The anticipated deployment of blockchain which will follow will come in four waves. The first is occurring right now, and is expected to continue into 2019. It’s focused on information sharing, which will be used internally and between trusted external organizations. This will allow parties to reach a common data set when posting instructions and messages to a distributed ledger, reducing the chance of tampering, and will allow for more efficient documentation processing.

“Asset managers will be faced with a bewildering array of blockchain concepts and pilots for storing, processing and deploying their data in the coming years.”
— – Unlocking Economic Economic Advantage with Blockchain

The second wave is predicted to overlap the first, running from 2017 through 2025, and is described as developing in four stages. It is in this wave that distributed ledger technology and smart contracts will likely be used in unison, storing and sharing core transaction data. The real-time nature of data transmitted via blockchain will provide “up-to-the-minute risk and performance analytics.”

In this scenario, the report predicts a new means of self services for clients and investors, who will be able to access their own transactional data through direct ledger connectivity or via vendor-provided interfaces in real-time.

The third wave, from 2020 and 2030, will see the capital markets infrastructure influenced by blockchain adoption. As soon as assets are held on the blockchain as tokens, the clearing and settlement of trades across multiple asset classes will be able to move to a distributed ledger-based infrastructure. Processing cycles will be drastically cut and therefore unlock liquidity.

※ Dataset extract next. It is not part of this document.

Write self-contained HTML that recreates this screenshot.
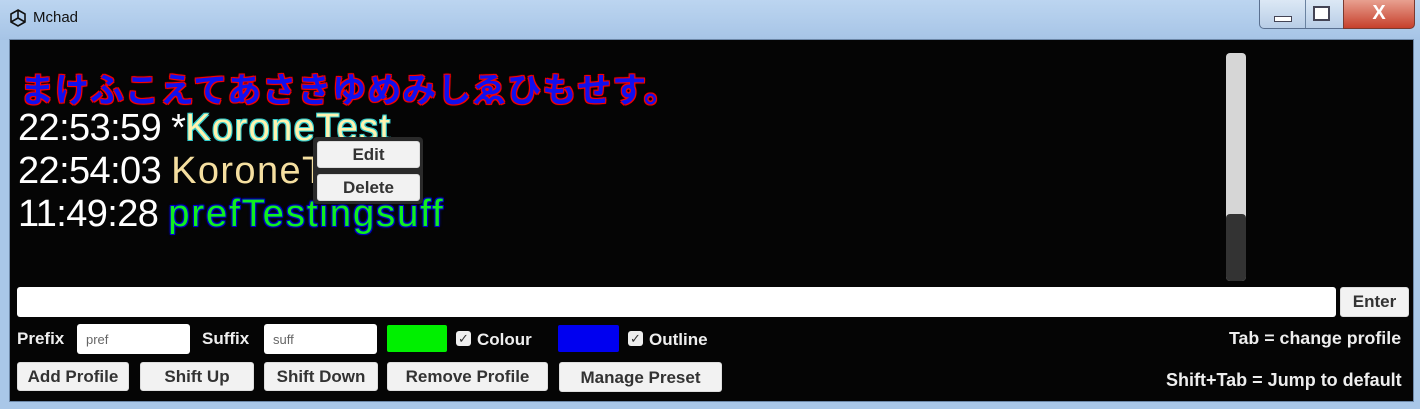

Such newly inspired processes could make way to new investment products and platforms. “For example; product wrappers that allow investment in shares of ETF-like baskets of underlying assets and deploy smart contracts to reduce administrative and trading-related overhead,” observes the report.

The fourth and final wave remains uncertain, as it is yet to be seen if the financial system will ever become exclusively blockchain operable.

“We foresee a long transitional period, where legacy infrastructure and distributed ledger-based models coexist before full-scale implementation. However, by plugging into the ecosystem early, grappling with the challenges of integrating the technology and understanding its strengths and gaps, cutting-edge asset managers can benefit.”
— – Unlocking Economic Economic Advantage with Blockchain

It is the belief of JPMorgan and Oliver Wyman that not only is distributed ledger technology credible, but as previously mentioned, will create opportunities for asset managers that are willing to stay up to date.

As it was impossible to predict the impact the internet would have on financial services, so is too the impact of blockchain technology in the years to come. “However, recognizing the impact that FinTech innovation continues to have on the industry, it is pragmatic to be well-informed and organized to unlock economic advantage in an increasingly digital world,” the report concludes.